Step two: take a break.

            When you’re sick, they say rest. They say, bundle up under your covers and sleep, spend time doing nothing. Don’t run lest you collapse, don’t try to create lest you disappoint yourself. Take a step back to clear your head and reformulate. Remember that you have time, and that you can go at your own pace. You don’t have to reach a certain word count every day and you don’t have to feel guilty about not filling every second that you can by writing.

            Look at your wall and know that you’ll need to be strong to climb over it. Rest your arms so they can hoist you up and over it, rest your legs so that they can kick and climb their way to the sky. Sit down against the wall, rest your head, close your eyes, wait.

Step three: go back to your roots.

            While you rest, read. Read what made you write in the first place, read what taught you the lessons you live by today. Study the words of your favourite authors, like they are disciples and as though their texts are scriptures. Reread the stories that were your favourites when you were a child and let the words ring out in your head like the voice of God.

            Read your favourite passages, watch your favourite films, and take in every inspiration that fills your head and heart with the desire to take pen to paper. Let that need to write fill you, until you feel like it’s going to burst and ooze out of your mouth and ears and out from under your fingernails too. Be filled by what you love, by what made you, you.

            Pick up the brush and look at your wall. Cover it in your favourite words and sentences and quotes. Make every brick a lesson learned from someone you loved. Hide the wall underneath all of the words and colours and paints. Now, you stand before everything that inspires you.

Step four: realise it’s been weeks since you wrote.

            Feel like a failure. Give into the wall. Rains have washed your lessons and loves and inspirations away into coloured water soaking your feet. You are a child and the wall is a hundred feet tall, maybe taller. It’s hard to tell.
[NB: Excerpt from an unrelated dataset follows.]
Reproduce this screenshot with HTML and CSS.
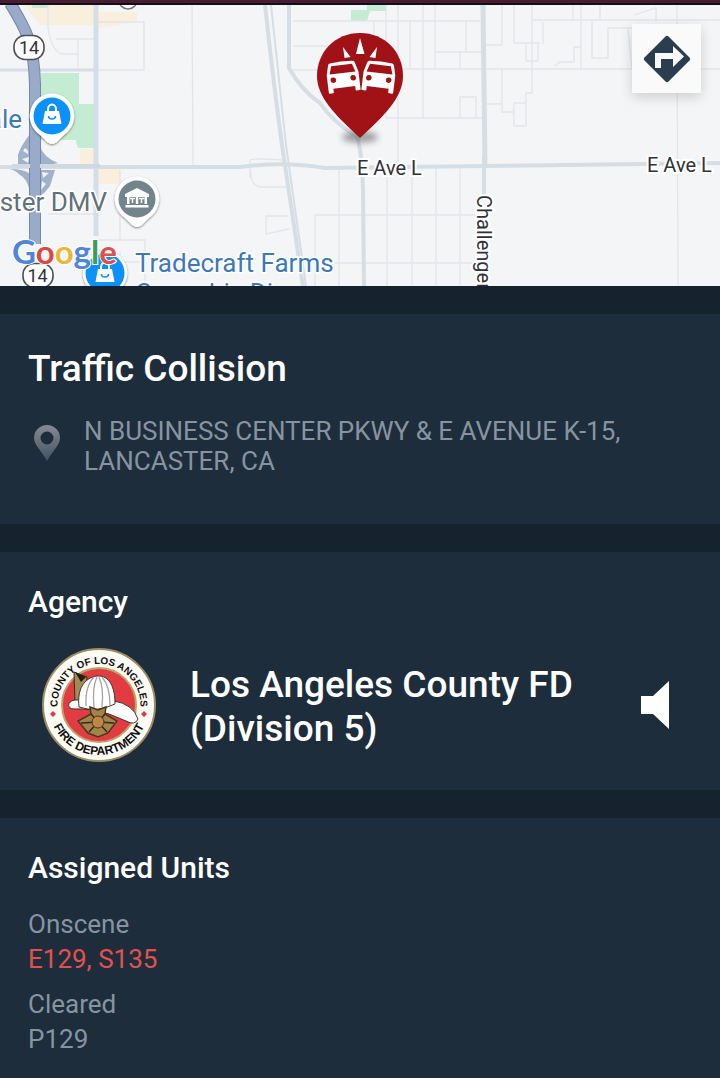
FILE: index.html
```html
<!DOCTYPE html>
<html lang="en">
<head>
<meta charset="utf-8">
<meta name="viewport" content="width=device-width, initial-scale=1">
<title>Traffic Collision</title>
<link rel="stylesheet" href="styles.css">
</head>
<body>
<div class="topbar"></div>
<div class="map">
  <svg class="map-canvas" viewBox="0 5 720 281" preserveAspectRatio="xMidYMid slice" role="img" aria-label="Map of the incident">
    <defs>
      <filter id="soft" x="-50%" y="-100%" width="200%" height="300%"><feGaussianBlur stdDeviation="3"/></filter>
      <filter id="drop" x="-30%" y="-30%" width="160%" height="160%"><feDropShadow dx="0" dy="1" stdDeviation="1.2" flood-color="#000" flood-opacity=".5"/></filter>
      <g id="bag">
        <path d="M-9.500 11 L-7 -2 H7 L9.500 11Z" fill="#fff"/>
        <path d="M-4 -2 V-4 A4 4.500 0 0 1 4 -4 V-2" fill="none" stroke="#fff" stroke-width="2"/>
        <path d="M-3.500 3 A3.500 3 0 0 0 3.500 3" fill="none" stroke="#0c90fa" stroke-width="1.600"/>
      </g>
      <path id="poi" d="M0 -22.500 A22.500 22.500 0 0 1 15 16.500 Q11 19.500 5 26 Q0 30 -5 26 Q-11 19.500 -15 16.500 A22.500 22.500 0 0 1 0 -22.500Z"/>
      <g id="car">
        <path d="M-11.500 -15 Q0 -16.500 11.500 -15 Q13 -15 13.500 -13 L16 -3.500 V14 Q16 15 15 15 H12 Q11 15 11 14 V10.500 H-11 V14 Q-11 15 -12 15 H-15 Q-16 15 -16 14 V-3.500 L-13.500 -13 Q-13 -15 -11.500 -15Z" fill="#fff"/>
        <path d="M-10.500 -12 H10.500 L13 -4 H-13Z" fill="#a01216"/>
        <circle cx="-10" cy="2" r="2.800" fill="#a01216"/>
        <circle cx="10" cy="2" r="2.800" fill="#a01216"/>
      </g>
    </defs>
    <rect y="5" width="720" height="281" fill="#f4f5f6"/>
    <path d="M24 5 H95 V25 H40Z" fill="#f9efdd"/><path d="M98 12 H137 V22 L98 28Z" fill="#f9efdd"/>
    <path d="M80 149 H95 V164 H80Z M98 169 H120 V184 H98Z" fill="#f9efdd"/>
    <path d="M41 73 H79 V104 H95 V148 H78 L76 142 L66 140 H41Z M32 5 H48 V8 H32Z M351 10 H367 V5 H386 V11 H370 L367 21 H351Z" fill="#c3ecd2"/>
    <path d="M41 140 H76 V149 H41Z" fill="#f4f5f6"/>
    <g fill="none" stroke="#e2e5ea" stroke-width="1.300">
      <path d="M48 5 V28 Q52 52 62 54 H78 M56 39 H98 M78 39 V70 M98 22 H144 V70 H98 M192 5 L193 166 M293 21 H480 M293 46 H340 M293 70 H335"/>
      <path d="M250 178 V160 Q253 158 282 160 M251 170 Q250 185 260 187 H290 M288 216 H266 V234 L289 229 M315 286 V215 H481 M339 169 V286 M335 263 H481 M48 214 H95 M120 170 V240 M98 240 H145 V286 M120 252 V286 M140 262 H98"/>
      <path d="M386 5 V118 M398 5 V165 M410 21 V69 M423 5 V118 M435 5 V68 M374 21 V40 M466 21 V51 M435 52 H481 M460 52 V69 M400 69 H720 M386 118 H484 M460 118 V97 H476 V118 M486 45 H502 V5 M514 5 V43 H540 M526 43 V61 H538 V43 M532 5 V93 H526 V126 H514 V103 H526 M486 104 H502 M502 69 V112 H514 M533 20 H720 M543 22 V44"/>
      <path d="M573 5 V20 M581 5 V70 M592 20 V58 H608 V28 H632 M628 29 L632 68 M634 15 L656 8 V22 M677 5 L678 286 M600 5 V20 M555 66 L560 62 H574 V47 H582"/>
      <path d="M387 168 V286 M412 168 V286 M436 168 V286 M460 168 V286"/>
    </g>
    <g fill="none" stroke="#d6dee5">
      <path d="M96 5 V236" stroke-width="5"/><path d="M0 70 H96" stroke-width="3"/>
      <path d="M0 167 H240 Q285 161 325 168 L484 166 L720 163" stroke-width="4"/>
      <path d="M265 5 Q274 87 282 145 L303 286" stroke-width="4"/><path d="M271 5 L286 145 L306 286" stroke-width="2"/>
      <path d="M289 5 V68 Q302 91 320 103 Q332 121 357 137 Q362 151 363 190 L364 286" stroke-width="4" transform="translate(0 0)"/>
      <path d="M483 5 L485 165" stroke-width="5"/><path d="M484 155 V196" stroke-width="4"/>
    </g>
    <path d="M30 134 Q20 147 18 155 L18 165 L30 165 V134Z M40 146 Q43 157 58 163 L40 167Z M10 169 Q24 169 30 174 V192 Q27 178 20 175 Q15 170 10 169Z M40 170 H55 L50 186 Q46 192 40 196Z" fill="#9fb1cb"/>
    <path d="M25 148 Q29 150 28 154 L23 151Z M22 159 L29 157 L28 163Z M42 172 L49 173 L43 178Z M42 181 L46 184 L41 190Z" fill="#eef1f5"/>
    <path d="M10 3 C26 29 34 43 35 84 V244" fill="none" stroke="#7288ad" stroke-width="12"/>
    <path d="M10 3 C26 29 34 43 35 84 V244" fill="none" stroke="#99abc9" stroke-width="10"/>
    <path d="M12 166 H100" stroke="#d0d9e2" stroke-width="4"/>
    <path d="M35 160 V172" stroke="#99abc9" stroke-width="10"/>
    <circle cx="128" cy="0" r="9" fill="#fff" stroke="#77777d" stroke-width="1.500"/>
    <g><rect x="14" y="35.500" width="30" height="24" rx="11" fill="#fff" stroke="#4e5256" stroke-width="1.600"/><text x="29" y="54" text-anchor="middle" class="shield-text">14</text></g>
    <g><rect x="23" y="263.500" width="30" height="24" rx="11" fill="#fff" stroke="#4e5256" stroke-width="1.600"/><text x="37.500" y="282" text-anchor="middle" class="shield-text">14</text></g>
    <text x="22" y="128" text-anchor="end" class="place">ale</text>
    <text x="107" y="211" text-anchor="end" class="place place-gray">ster DMV</text>
    <g transform="translate(52 116)"><use href="#poi" fill="#fff" filter="url(#drop)"/><circle r="18.500" fill="#0c90fa"/><use href="#bag" y="-3"/></g>
    <g transform="translate(137 199)"><use href="#poi" fill="#fff" filter="url(#drop)"/><circle r="18.500" fill="#73858c"/>
      <path d="M-12 -5 L0 -11 L12 -5 V-2 H-12Z M-10 -2 H-7.500 V5 H-10Z M7.500 -2 H10 V5 H7.500Z M-1.200 -2 H1.200 V5 H-1.200Z M-11.500 6 H11.500 V8.500 H-11.500Z" fill="#fff"/><path d="M-7 -.5 H-2 M2 -.5 H7 M-4.500 -1 V4 M4.500 -1 V4" stroke="#fff" stroke-width="1.500"/></g>
    <g transform="translate(105 273)"><use href="#poi" fill="#fff" filter="url(#drop)"/><circle r="19.500" fill="#0c90fa"/><use href="#bag" y="-2"/></g>
    <text x="135" y="272" class="place">Tradecraft Farms</text>
    <text x="135" y="302" class="place">Cannabis Disp</text>
    <text y="264" class="google"><tspan x="12" fill="#4f86dc">G</tspan><tspan fill="#d84a43">o</tspan><tspan fill="#e9b83b">o</tspan><tspan fill="#4f86dc">g</tspan><tspan fill="#3f9b58">l</tspan><tspan fill="#dc5149">e</tspan></text>
    <text x="357" y="175" class="road">E Ave L</text>
    <text x="647" y="172" class="road">E Ave L</text>
    <text transform="translate(477 195) rotate(90)" class="road">Challenger Way</text>
    <ellipse cx="360" cy="137" rx="18" ry="6" fill="#222" opacity=".4" filter="url(#soft)"/>
    <path d="M360 33 C385 33 403 52 403 76 C403 97 385 115 360 138 C335 115 317 97 317 76 C317 52 335 33 360 33Z" fill="#a01216"/>
    <use href="#car" transform="translate(343 77) rotate(-7)"/>
    <use href="#car" transform="translate(379 77) rotate(7)"/>
    <path d="M360 38 L364.500 54 H356Z M343 47 L350.500 57 L344.500 58Z M377 47 L375.500 58 L369.500 57Z" fill="#fff"/>
  </svg>
  <button class="directions" type="button" aria-label="Directions">
    <svg viewBox="0 0 48 48" width="48" height="48" aria-hidden="true"><path d="M22.500 1.500 Q24 0 25.500 1.500 L46.500 22.500 Q48 24 46.500 25.500 L25.500 46.500 Q24 48 22.500 46.500 L1.500 25.500 Q0 24 1.500 22.500Z" fill="#2b3e50"/><path d="M12 33 V18 H30 V11 L41 21.500 L30 32 V24 H18 V33Z" fill="#fafafa"/></svg>
  </button>
</div>
<main class="sections">
  <section class="panel incident">
    <h1 class="title">Traffic Collision</h1>
    <div class="address">
      <svg class="pin" viewBox="0 0 26 36" width="26" height="36" aria-hidden="true"><defs><linearGradient id="pinfill" x1="0" y1="0" x2="0" y2="1"><stop offset="0" stop-color="#868b90"/><stop offset="1" stop-color="#405163"/></linearGradient></defs><path fill-rule="evenodd" d="M13 0 A13 13 0 0 1 26 13 C26 20 19 25 13 36 C7 25 0 20 0 13 A13 13 0 0 1 13 0Z M13 6.500 A6.500 6.500 0 1 0 13 19.500 A6.500 6.500 0 1 0 13 6.500Z" fill="url(#pinfill)"/></svg>
      <p class="address-text">N BUSINESS CENTER PKWY &amp; E AVENUE K-15, LANCASTER, CA</p>
    </div>
  </section>
  <section class="panel agency">
    <h2 class="heading">Agency</h2>
    <div class="agency-row">
      <svg class="seal" viewBox="0 0 116 116" width="116" height="116" role="img" aria-label="County of Los Angeles Fire Department seal">
        <defs><path id="arc-top" d="M22 79 A41.500 41.500 0 1 1 94 79"/><path id="arc-bottom" d="M8 58 A50 50 0 0 0 108 58"/></defs>
        <circle cx="58" cy="58" r="56" fill="#fcfbf4" stroke="#9c8d62" stroke-width="2"/>
        <circle cx="58" cy="58" r="37" fill="#e33b42" stroke="#c0a26b" stroke-width="2"/>
        <text class="seal-text" text-anchor="middle"><textPath href="#arc-top" startOffset="50%">COUNTY OF LOS ANGELES</textPath></text>
        <text class="seal-text seal-text-large" text-anchor="middle"><textPath href="#arc-bottom" startOffset="50%">FIRE DEPARTMENT</textPath></text>
        <path d="M12 64 L15 67 L12 70 L9 67Z M103 64 L106 67 L103 70 L100 67Z" fill="#d73a4c"/>
        <path d="M33 25 L46 30 L43 58 L34 57Z" fill="#a38b53" stroke="#342c20"/><path d="M34 25 L45 30 L40 35Z" fill="#211e1b"/>
        <path d="M28 56 Q33 51 40 54 H73 Q92 57 97 72 Q94 79 85 74 L68 67 Q48 61 34 62 Q26 62 28 56Z" fill="#fff" stroke="#40342c"/>
        <path d="M38 60 C36 42 43 31 56 29 C69 28 74 41 74 57 Q56 66 38 60Z" fill="#fff" stroke="#40342c"/>
        <path d="M45 59 Q44 39 53 30 M53 61 Q51 40 56 30 M61 60 Q63 41 58 30 M69 58 Q69 39 61 30" fill="none" stroke="#a6a3a0" stroke-width="1.300"/>
        <path d="M49 60 L57 63 L65 60 L64 67 L76 74 L67 86 L57 90 L47 86 L37 74 L50 67Z" fill="#a38346" stroke="#493821" stroke-width="1.500"/>
        <path d="M50 67 L57 75 L64 67 M40 76 L57 75 L73 76 M48 85 L57 75 L66 85" fill="none" stroke="#302a20" stroke-width="1.500"/><circle cx="57" cy="75" r="6" fill="#bc8848" stroke="#493821"/>
      </svg>
      <p class="agency-name">Los Angeles County FD (Division 5)</p>
      <button class="sound" type="button" aria-label="Listen"><svg viewBox="0 0 28 48" width="28" height="48" aria-hidden="true"><path d="M0 15 H12 L28 0 V48 L12 33 H0Z" fill="#fff"/></svg></button>
    </div>
  </section>
  <section class="panel units">
    <h2 class="heading">Assigned Units</h2>
    <dl class="unit-list">
      <div class="unit"><dt>Onscene</dt><dd class="active">E129, S135</dd></div>
      <div class="unit"><dt>Cleared</dt><dd>P129</dd></div>
    </dl>
  </section>
</main>
</body>
</html>
```
FILE: styles.css
```css
* { box-sizing: border-box; }
html { background: #16222d; }
body {
  margin: 0;
  min-height: 100vh;
  display: flex;
  flex-direction: column;
  font-family: Roboto, "Liberation Sans", sans-serif;
  color: #fff;
}
h1, h2, p, dl, dd { margin: 0; }
button { border: 0; padding: 0; cursor: pointer; }
svg { display: block; flex: none; }

.topbar { height: 5px; background: #4a1c32; border-bottom: 2px solid #111018; }
.map { position: relative; }
.map-canvas { width: 100%; height: 281px; }
.place { font-size: 26px; fill: #3d78ba; stroke: #fff; stroke-width: 3px; paint-order: stroke; }
.place-gray { fill: #60717a; }
.road { font-size: 20px; fill: #303236; stroke: #fff; stroke-width: 4px; paint-order: stroke; }
.shield-text { font-size: 18px; fill: #303236; }
.google { font-family: Lato, Roboto, sans-serif; font-size: 33px; font-weight: 700; stroke: #fff; stroke-width: 2px; paint-order: stroke; }
.directions {
  position: absolute;
  top: 19px;
  right: 19px;
  width: 69px;
  height: 69px;
  display: grid;
  place-items: center;
  background: #fafafa;
  box-shadow: 0 4px 12px rgba(0, 0, 0, .16);
}

.sections { flex: 1; display: flex; flex-direction: column; gap: 28px; padding-top: 28px; }
.panel { padding: 28px; background: #1d2d3c; }
.title { font-size: 37px; line-height: 54px; font-weight: 500; }
.heading { font-size: 30px; line-height: 44px; font-weight: 500; }
.incident { padding-bottom: 48px; }
.address { display: flex; align-items: flex-start; gap: 24px; margin-top: 20px; padding-left: 6px; }
.pin { margin-top: 9px; }
.address-text { font-size: 26px; line-height: 30px; color: #8794a0; }

.agency { padding-bottom: 27px; }
.agency-row { display: flex; align-items: center; gap: 33px; margin-top: 23px; padding: 0 23px 0 13px; }
.agency-name { flex: 1; padding-top: 4px; font-size: 37px; line-height: 44px; font-weight: 500; }
.sound { background: none; }
.seal-text { font: bold 10px "Liberation Sans", Arial, sans-serif; fill: #111; }
.seal-text-large { font-size: 12px; }

.units { flex: 1; }
.unit-list { display: grid; gap: 10px; margin-top: 17px; color: #8794a0; font-size: 26px; line-height: 35px; }
.active { color: #e3514e; }
```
            Relish every word that you can write: every half poem with meanings too hidden for even you to find and all of its half-baked metaphors. Stroke every idea and homeless paragraph like a shivering kitten, born too small. Listen carefully to the din of your words and hope that they’ll soon be loud enough to shout the wall down.

Step five: write about your writers block

            It seems like a logical step. The wall is dominating your mind, growing taller and taller, reaching the top of your skull. Maybe every word you write about it will knock another brick off of it. Listen carefully and you might hear the brick fall and fall and crash onto the other side, perhaps in pieces. Maybe the wall isn’t what you want to write about, but it’s a start. It’s a step in the right direction.

            Feel your arms stretch up and up until you can finger the edge of the wall, all the way up there. Grab onto it, hold it tightly, and know that now all there is to do is pull yourself up.